Born in 1927 in New York City, Lewis earned his undergraduate degree from Harvard College in 1948. That year, he joined The New York Times where he spent the vast majority of his career. He later studied at Harvard Law School in preparation for becoming the Times’ Supreme Court reporter.
Lewis wrote about the Court for the Times for years. “One cannot talk about the Warren court without talking about Anthony Lewis,” First Amendment expert Ronald K.L. Collins told the Associated Press. “He was almost the 10th justice of the Warren Court.”

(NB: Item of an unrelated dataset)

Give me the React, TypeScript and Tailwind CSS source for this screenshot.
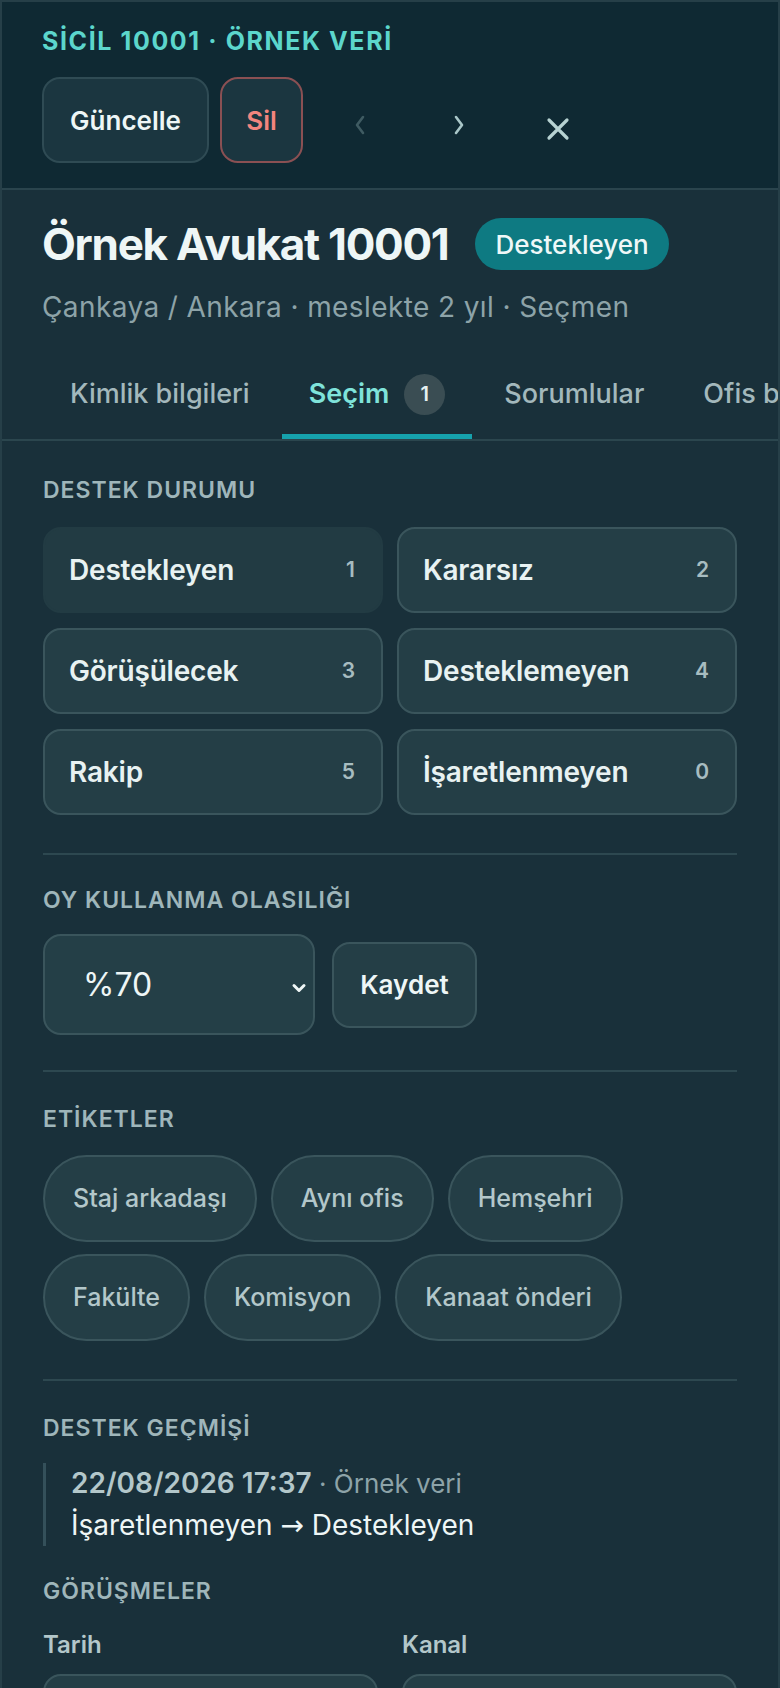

His most famous book was Gideon’s Trumpet (1964) about the Supreme Court’s decision in Gideon v. Wainwright, ruling that state court criminal defendants facing felony charges are entitled to a lawyer whether or not they can afford one.
He won his first Pulitzer Prize at age 28 in 1955 while writing for The Washington Daily News. He garnered his second Pulitzer in 1963 for his coverage of the Supreme Court for The New York Times.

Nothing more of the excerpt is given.